No surface designer worth his or her salt is capable of escaping the fascination with
texture... but how to capture the original texture and make it a valid
visual component? The Spanish moss references the barbed wire. The soft and natural world versus the contained and hard-edged human world. What to do?
Printing is my first love, so I could interpret the lines of the Spanish Moss using India ink, or a fine line marker on paper. I could turn that line drawing into a silkscreen; one of the most versatile of printing tools. Or I could put the photograph in a drawing program, even a simple one like Powerpoint, and change it into a black and white image. The B/W picture could translate into a silkscreen, too. The barbed wire image could also be altered either of these ways.
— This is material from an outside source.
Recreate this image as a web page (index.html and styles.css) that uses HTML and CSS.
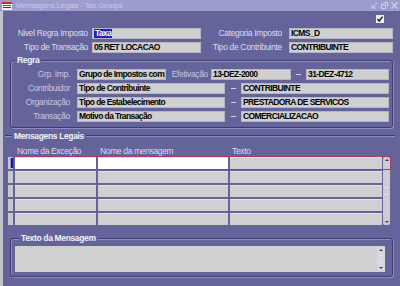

I call the introduction of an image onto a surface using printing a faux texture. Faux means false in French, and we're all familiar with faux painting - an artist's rendition of a scene so that it looks real - a window, with landscape beyond - painted on a building, for example. Faux texture is essentially the same thing. The printed image references the real texture, but is a flat representation of it.
Three dimensional work could also be introduced to mimic the original Spanish Moss and barbed wire. Needle felting is a fantastic means of applying loose, thready stuff onto a flat surface. Hand or machine embroidery? More intriguing choices.
For me, it always comes down to the most elegant choice. The application that rises to the top during my intentional consideration of the possibilities. It takes time to figure out what the most elegant choice is. But it's always worth it.